Negroland: A Memoir

Pulitzer Prize-winning former New York Times culture and book critic Margo Jefferson (On Michael Jackson) and her family moved to Chicago's Hyde Park neighborhood in the 1960s, after spending her childhood in the more middle-class Park Manor bungalows. Negroland is her memoir of the challenges and particular circumstances of growing up in what she calls the "Third Race, poised between the masses of Negroes and all classes of Caucasians."

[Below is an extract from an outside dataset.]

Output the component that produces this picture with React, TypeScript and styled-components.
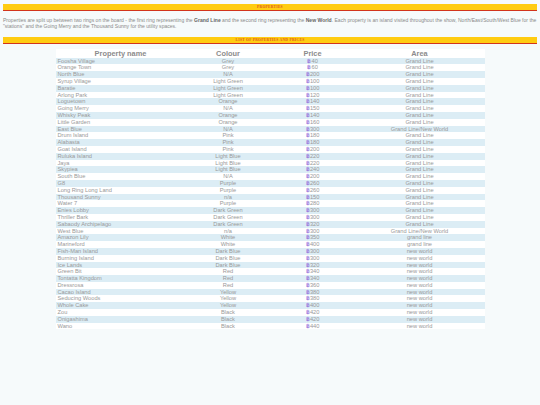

Her father was the head of pediatrics at Provident, the country's oldest black hospital. Her mother was active in the national black social club the Northeasterners. Jefferson and her sister, Denise, belonged to the national children's club Jack and Jill of America, and attended K-12 classes at the prestigious University of Chicago Laboratory School--an integrated school. From such relative comfort, Jefferson moved on to college at Brandeis, struggled to define her place in the social turmoil of feminism and civil rights, and entered the competitive New York City world of professional criticism and academia.

Jefferson's frank discussion of her own experiences in the relatively narrow "third race" adds a fresh, nuanced perspective to the United States' continuing discussion about race. She summarizes her own ambivalence in Negroland's conclusion: "There are days when I still want to dismantle this constructed self of mine. You did it so badly, I think.... And then I tell myself, so what? Go on." While this may echo Samuel Beckett's famous conclusion to his novel The Unnamable: "You must go on, I can't go on, I'll go on," the source of her determination is wholly rooted in her distinctive experience. --Bruce Jacobs, founding partner, Watermark Books & Cafe, Wichita, Kan.